Learn more about retirement planning

2. Consider adding a bit extra to your spouse’s super

If you have a partner on a lower income, one option you might consider is to boost your partner’s super by making a spouse contribution. The main benefit of doing this is growing your spouse’s balance in the lead-up to their retirement.

Before making a spouse contribution, you should consider you and your partner's financial circumstances, contribution caps, and any tax issues. Consider getting financial advice before deciding if spouse contribution arrangements are right for you and your partner.

You may be able to claim an annual tax offset of up to 18% (maximum of $540 for a $3,000 contribution) on an eligible spouse contribution. The tax offset reduces as your partner’s income increases above $37,000, and completely phases out at $40,000 .

Eligibility criteria applies.

Learn more about eligibility for spouse contributions

3. Consider salary sacrifice contributions

Want to top up your super balance?

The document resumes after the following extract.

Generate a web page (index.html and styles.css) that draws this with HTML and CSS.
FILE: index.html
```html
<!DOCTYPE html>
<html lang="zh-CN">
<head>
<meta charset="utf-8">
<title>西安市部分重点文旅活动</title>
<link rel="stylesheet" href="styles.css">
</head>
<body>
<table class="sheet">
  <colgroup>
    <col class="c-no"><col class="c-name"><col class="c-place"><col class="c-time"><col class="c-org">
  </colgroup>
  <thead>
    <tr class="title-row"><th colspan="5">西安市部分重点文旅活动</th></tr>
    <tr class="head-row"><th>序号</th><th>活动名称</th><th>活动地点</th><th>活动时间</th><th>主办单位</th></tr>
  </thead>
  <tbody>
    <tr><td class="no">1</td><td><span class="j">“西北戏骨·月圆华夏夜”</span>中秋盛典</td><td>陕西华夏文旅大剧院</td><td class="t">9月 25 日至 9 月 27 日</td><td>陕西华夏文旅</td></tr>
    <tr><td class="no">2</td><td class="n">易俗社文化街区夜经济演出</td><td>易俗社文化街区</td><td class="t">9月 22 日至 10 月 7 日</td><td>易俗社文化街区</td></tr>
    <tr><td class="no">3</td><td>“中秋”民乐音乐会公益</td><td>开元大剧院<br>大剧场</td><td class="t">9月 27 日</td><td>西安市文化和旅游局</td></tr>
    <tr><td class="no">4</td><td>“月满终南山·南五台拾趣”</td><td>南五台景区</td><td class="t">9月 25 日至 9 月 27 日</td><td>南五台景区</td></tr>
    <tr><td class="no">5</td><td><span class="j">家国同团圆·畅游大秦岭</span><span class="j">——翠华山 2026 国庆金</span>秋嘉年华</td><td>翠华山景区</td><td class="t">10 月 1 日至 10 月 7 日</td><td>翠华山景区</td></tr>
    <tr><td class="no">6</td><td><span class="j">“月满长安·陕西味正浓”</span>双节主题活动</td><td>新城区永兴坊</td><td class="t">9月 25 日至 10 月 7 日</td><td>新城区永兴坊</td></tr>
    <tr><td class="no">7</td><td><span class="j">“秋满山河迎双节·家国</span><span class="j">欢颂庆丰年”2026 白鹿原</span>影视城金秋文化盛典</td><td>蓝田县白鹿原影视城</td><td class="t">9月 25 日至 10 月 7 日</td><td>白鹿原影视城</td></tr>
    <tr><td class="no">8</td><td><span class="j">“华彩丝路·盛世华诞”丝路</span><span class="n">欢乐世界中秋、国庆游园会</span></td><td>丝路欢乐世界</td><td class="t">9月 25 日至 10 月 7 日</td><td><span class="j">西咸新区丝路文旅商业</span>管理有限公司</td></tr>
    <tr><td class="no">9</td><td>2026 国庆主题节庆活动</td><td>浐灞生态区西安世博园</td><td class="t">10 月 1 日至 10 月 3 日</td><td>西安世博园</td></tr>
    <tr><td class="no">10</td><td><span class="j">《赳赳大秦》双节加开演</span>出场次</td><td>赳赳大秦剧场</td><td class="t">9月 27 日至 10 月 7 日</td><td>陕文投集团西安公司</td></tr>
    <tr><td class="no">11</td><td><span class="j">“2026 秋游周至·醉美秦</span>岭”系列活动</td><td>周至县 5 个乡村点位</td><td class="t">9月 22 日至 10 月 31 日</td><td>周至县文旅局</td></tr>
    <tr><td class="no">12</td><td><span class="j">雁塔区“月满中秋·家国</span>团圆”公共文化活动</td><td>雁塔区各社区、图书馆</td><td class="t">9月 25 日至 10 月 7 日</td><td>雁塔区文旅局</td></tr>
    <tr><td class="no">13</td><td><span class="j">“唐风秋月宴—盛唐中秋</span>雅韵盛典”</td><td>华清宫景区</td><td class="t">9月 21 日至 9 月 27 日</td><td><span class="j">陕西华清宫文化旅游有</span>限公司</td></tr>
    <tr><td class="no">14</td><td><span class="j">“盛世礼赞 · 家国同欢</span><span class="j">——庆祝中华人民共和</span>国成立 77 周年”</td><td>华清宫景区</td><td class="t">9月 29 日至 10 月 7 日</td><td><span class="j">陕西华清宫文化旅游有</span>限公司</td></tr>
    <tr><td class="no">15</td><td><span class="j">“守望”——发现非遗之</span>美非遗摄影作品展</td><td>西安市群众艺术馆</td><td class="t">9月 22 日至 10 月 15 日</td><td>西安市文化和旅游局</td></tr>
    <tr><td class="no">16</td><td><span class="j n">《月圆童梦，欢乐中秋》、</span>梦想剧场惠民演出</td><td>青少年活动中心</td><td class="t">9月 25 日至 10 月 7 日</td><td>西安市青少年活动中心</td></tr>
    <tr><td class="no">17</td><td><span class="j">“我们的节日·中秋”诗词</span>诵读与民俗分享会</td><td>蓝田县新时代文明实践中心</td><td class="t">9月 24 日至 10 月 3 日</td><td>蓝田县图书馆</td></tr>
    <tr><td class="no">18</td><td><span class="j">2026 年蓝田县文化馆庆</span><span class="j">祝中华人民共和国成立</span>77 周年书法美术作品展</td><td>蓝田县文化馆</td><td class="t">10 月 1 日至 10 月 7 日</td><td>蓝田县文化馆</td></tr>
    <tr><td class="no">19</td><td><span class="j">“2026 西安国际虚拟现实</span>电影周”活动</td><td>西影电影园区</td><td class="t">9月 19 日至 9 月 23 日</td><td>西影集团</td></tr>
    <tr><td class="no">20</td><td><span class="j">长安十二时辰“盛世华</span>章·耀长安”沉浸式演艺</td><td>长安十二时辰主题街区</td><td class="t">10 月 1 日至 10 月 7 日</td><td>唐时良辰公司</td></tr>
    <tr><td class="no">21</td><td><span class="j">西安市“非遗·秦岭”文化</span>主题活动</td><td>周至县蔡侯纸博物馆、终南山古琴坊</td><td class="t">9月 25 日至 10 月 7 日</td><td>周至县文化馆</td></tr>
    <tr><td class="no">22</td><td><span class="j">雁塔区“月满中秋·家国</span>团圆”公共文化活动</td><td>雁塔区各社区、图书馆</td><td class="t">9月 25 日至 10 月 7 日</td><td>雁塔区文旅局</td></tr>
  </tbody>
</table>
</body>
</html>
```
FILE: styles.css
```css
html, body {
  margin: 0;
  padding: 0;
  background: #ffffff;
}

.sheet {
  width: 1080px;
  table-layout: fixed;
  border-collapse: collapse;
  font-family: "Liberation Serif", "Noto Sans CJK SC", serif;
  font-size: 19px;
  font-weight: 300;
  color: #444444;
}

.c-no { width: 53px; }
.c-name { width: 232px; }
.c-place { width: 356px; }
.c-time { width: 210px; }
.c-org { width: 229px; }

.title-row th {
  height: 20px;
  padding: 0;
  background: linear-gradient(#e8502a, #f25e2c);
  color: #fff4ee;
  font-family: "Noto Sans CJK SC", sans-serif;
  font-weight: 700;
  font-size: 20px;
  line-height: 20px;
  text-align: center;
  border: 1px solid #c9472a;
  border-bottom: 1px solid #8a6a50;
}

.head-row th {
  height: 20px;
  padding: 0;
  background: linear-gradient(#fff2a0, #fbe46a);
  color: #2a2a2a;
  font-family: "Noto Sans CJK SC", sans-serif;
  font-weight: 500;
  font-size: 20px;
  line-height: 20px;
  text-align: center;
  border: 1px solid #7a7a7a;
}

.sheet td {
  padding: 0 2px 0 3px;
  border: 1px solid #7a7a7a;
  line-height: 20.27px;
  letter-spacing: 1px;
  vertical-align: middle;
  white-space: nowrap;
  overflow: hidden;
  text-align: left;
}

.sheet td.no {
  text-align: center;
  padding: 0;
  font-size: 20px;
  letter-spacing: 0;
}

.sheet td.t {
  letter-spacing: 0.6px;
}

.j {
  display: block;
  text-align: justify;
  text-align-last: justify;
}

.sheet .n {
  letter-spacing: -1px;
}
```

One way to do this is to set up a salary sacrificing arrangement with your employer. This is when your employer pays some of your before-tax salary directly into your super. By putting away some of your before-tax earnings into super, your contributions could be taxed at a lower rate than your personal rate. Just be careful that your salary sacrifice doesn’t cause you to exceed your annual concessional contributions caps.

Find out more about salary sacrificing

4. Consider combining super accounts

If you have more than one super fund, it may be worth considering combining them to cut down on multiple fees. Consolidating your super accounts means all your retirement savings will be in one place, so it can also help make it easier to manage.

It’s important to remember that giving up one or more of your super funds might also mean you lose benefits like certain insurance cover or experience inferior investment performance. So before combining your super, make sure you compare all your options and choose the fund that’s right for you. Check out the fees and costs of your other fund(s) plus any benefits that would be lost, such as insurance cover. Make sure your other fund knows about any contributions you intend to claim a tax deduction for, before combining. If you have any questions, speak to a licensed financial adviser or visit the ASIC MoneySmart website for more information . 

5. Evaluate your investments

As you get older, it’s natural that your goals and investment profile may change. That’s why it could be wise to go over the key details in your super each year. Things to look out for include:

  • where your super is invested
  • how much risk is involved
  • whether it’s appropriate for your goals at this time.